-- WHAT YOU HAVE TO DO --
Skip the pictures and quote all of the lines exactly.

* START *

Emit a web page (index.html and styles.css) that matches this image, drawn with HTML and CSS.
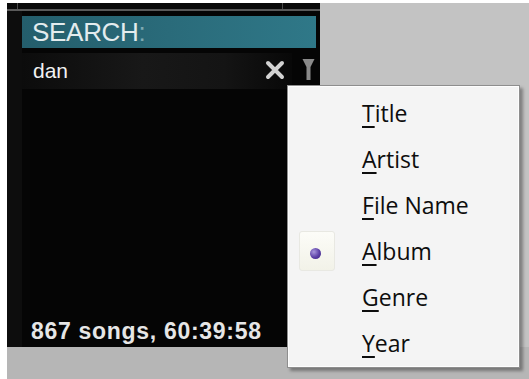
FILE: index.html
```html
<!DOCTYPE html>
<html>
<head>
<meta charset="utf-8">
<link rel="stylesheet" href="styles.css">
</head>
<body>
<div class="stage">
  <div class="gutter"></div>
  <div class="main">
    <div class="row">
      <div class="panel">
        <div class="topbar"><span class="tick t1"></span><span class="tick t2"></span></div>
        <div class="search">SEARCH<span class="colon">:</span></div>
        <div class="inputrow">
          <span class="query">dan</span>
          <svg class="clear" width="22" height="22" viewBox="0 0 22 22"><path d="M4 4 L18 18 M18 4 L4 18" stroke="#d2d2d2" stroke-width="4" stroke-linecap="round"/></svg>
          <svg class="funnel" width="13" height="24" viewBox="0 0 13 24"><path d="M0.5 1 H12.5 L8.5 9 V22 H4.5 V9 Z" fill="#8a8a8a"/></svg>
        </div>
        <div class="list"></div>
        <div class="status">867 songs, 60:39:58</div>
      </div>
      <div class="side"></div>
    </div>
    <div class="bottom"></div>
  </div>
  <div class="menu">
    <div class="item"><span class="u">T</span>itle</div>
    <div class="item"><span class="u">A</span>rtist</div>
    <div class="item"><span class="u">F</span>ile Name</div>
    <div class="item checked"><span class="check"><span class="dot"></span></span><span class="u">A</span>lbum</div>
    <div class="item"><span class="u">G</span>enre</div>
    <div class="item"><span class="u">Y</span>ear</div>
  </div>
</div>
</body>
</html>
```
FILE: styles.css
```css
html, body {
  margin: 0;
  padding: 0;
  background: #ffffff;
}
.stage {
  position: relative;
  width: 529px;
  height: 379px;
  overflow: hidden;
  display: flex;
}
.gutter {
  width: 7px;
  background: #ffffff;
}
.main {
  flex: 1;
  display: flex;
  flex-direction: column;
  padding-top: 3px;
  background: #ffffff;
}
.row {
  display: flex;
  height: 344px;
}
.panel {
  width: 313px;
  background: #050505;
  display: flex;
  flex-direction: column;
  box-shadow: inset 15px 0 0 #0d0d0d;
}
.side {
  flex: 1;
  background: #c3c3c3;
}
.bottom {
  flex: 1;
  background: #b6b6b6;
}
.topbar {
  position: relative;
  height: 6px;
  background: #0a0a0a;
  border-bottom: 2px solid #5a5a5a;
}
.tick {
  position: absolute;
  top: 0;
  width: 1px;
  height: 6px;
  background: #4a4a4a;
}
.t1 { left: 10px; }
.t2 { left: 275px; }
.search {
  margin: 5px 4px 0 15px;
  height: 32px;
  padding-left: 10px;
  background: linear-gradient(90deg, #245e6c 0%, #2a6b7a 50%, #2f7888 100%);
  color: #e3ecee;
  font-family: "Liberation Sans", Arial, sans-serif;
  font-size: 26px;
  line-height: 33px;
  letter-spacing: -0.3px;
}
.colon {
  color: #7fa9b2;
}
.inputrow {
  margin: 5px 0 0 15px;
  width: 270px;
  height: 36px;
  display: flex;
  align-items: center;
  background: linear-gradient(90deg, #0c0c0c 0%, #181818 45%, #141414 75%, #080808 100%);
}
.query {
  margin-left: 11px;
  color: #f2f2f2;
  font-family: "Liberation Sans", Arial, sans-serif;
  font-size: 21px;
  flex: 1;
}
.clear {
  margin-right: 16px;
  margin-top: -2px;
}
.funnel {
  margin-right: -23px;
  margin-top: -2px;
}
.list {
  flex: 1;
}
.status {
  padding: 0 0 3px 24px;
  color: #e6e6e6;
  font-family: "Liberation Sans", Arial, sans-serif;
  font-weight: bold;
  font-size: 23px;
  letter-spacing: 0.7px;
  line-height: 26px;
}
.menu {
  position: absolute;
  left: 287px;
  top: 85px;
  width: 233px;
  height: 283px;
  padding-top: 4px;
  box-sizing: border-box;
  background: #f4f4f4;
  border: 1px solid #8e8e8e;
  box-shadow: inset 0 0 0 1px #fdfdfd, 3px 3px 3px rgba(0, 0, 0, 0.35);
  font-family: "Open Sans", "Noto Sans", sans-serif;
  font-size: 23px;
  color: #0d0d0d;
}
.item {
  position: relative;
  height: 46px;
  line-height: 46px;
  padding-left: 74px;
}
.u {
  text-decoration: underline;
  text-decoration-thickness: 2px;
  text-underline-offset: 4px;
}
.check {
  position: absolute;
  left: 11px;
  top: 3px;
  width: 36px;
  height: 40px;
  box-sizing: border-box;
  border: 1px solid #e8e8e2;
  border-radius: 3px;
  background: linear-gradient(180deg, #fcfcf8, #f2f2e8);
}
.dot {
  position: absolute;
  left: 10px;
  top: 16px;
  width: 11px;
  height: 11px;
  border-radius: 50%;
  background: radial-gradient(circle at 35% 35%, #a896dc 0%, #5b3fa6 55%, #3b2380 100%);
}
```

* END *

-- FINISHED ANSWER --
Emit a web page (index.html and styles.css) that matches this image, drawn with HTML and CSS.
FILE: index.html
```html
<!DOCTYPE html>
<html>
<head>
<meta charset="utf-8">
<link rel="stylesheet" href="styles.css">
</head>
<body>
<div class="stage">
  <div class="gutter"></div>
  <div class="main">
    <div class="row">
      <div class="panel">
        <div class="topbar"><span class="tick t1"></span><span class="tick t2"></span></div>
        <div class="search">SEARCH<span class="colon">:</span></div>
        <div class="inputrow">
          <span class="query">dan</span>
          <svg class="clear" width="22" height="22" viewBox="0 0 22 22"><path d="M4 4 L18 18 M18 4 L4 18" stroke="#d2d2d2" stroke-width="4" stroke-linecap="round"/></svg>
          <svg class="funnel" width="13" height="24" viewBox="0 0 13 24"><path d="M0.5 1 H12.5 L8.5 9 V22 H4.5 V9 Z" fill="#8a8a8a"/></svg>
        </div>
        <div class="list"></div>
        <div class="status">867 songs, 60:39:58</div>
      </div>
      <div class="side"></div>
    </div>
    <div class="bottom"></div>
  </div>
  <div class="menu">
    <div class="item"><span class="u">T</span>itle</div>
    <div class="item"><span class="u">A</span>rtist</div>
    <div class="item"><span class="u">F</span>ile Name</div>
    <div class="item checked"><span class="check"><span class="dot"></span></span><span class="u">A</span>lbum</div>
    <div class="item"><span class="u">G</span>enre</div>
    <div class="item"><span class="u">Y</span>ear</div>
  </div>
</div>
</body>
</html>
```
FILE: styles.css
```css
html, body {
  margin: 0;
  padding: 0;
  background: #ffffff;
}
.stage {
  position: relative;
  width: 529px;
  height: 379px;
  overflow: hidden;
  display: flex;
}
.gutter {
  width: 7px;
  background: #ffffff;
}
.main {
  flex: 1;
  display: flex;
  flex-direction: column;
  padding-top: 3px;
  background: #ffffff;
}
.row {
  display: flex;
  height: 344px;
}
.panel {
  width: 313px;
  background: #050505;
  display: flex;
  flex-direction: column;
  box-shadow: inset 15px 0 0 #0d0d0d;
}
.side {
  flex: 1;
  background: #c3c3c3;
}
.bottom {
  flex: 1;
  background: #b6b6b6;
}
.topbar {
  position: relative;
  height: 6px;
  background: #0a0a0a;
  border-bottom: 2px solid #5a5a5a;
}
.tick {
  position: absolute;
  top: 0;
  width: 1px;
  height: 6px;
  background: #4a4a4a;
}
.t1 { left: 10px; }
.t2 { left: 275px; }
.search {
  margin: 5px 4px 0 15px;
  height: 32px;
  padding-left: 10px;
  background: linear-gradient(90deg, #245e6c 0%, #2a6b7a 50%, #2f7888 100%);
  color: #e3ecee;
  font-family: "Liberation Sans", Arial, sans-serif;
  font-size: 26px;
  line-height: 33px;
  letter-spacing: -0.3px;
}
.colon {
  color: #7fa9b2;
}
.inputrow {
  margin: 5px 0 0 15px;
  width: 270px;
  height: 36px;
  display: flex;
  align-items: center;
  background: linear-gradient(90deg, #0c0c0c 0%, #181818 45%, #141414 75%, #080808 100%);
}
.query {
  margin-left: 11px;
  color: #f2f2f2;
  font-family: "Liberation Sans", Arial, sans-serif;
  font-size: 21px;
  flex: 1;
}
.clear {
  margin-right: 16px;
  margin-top: -2px;
}
.funnel {
  margin-right: -23px;
  margin-top: -2px;
}
.list {
  flex: 1;
}
.status {
  padding: 0 0 3px 24px;
  color: #e6e6e6;
  font-family: "Liberation Sans", Arial, sans-serif;
  font-weight: bold;
  font-size: 23px;
  letter-spacing: 0.7px;
  line-height: 26px;
}
.menu {
  position: absolute;
  left: 287px;
  top: 85px;
  width: 233px;
  height: 283px;
  padding-top: 4px;
  box-sizing: border-box;
  background: #f4f4f4;
  border: 1px solid #8e8e8e;
  box-shadow: inset 0 0 0 1px #fdfdfd, 3px 3px 3px rgba(0, 0, 0, 0.35);
  font-family: "Open Sans", "Noto Sans", sans-serif;
  font-size: 23px;
  color: #0d0d0d;
}
.item {
  position: relative;
  height: 46px;
  line-height: 46px;
  padding-left: 74px;
}
.u {
  text-decoration: underline;
  text-decoration-thickness: 2px;
  text-underline-offset: 4px;
}
.check {
  position: absolute;
  left: 11px;
  top: 3px;
  width: 36px;
  height: 40px;
  box-sizing: border-box;
  border: 1px solid #e8e8e2;
  border-radius: 3px;
  background: linear-gradient(180deg, #fcfcf8, #f2f2e8);
}
.dot {
  position: absolute;
  left: 10px;
  top: 16px;
  width: 11px;
  height: 11px;
  border-radius: 50%;
  background: radial-gradient(circle at 35% 35%, #a896dc 0%, #5b3fa6 55%, #3b2380 100%);
}
```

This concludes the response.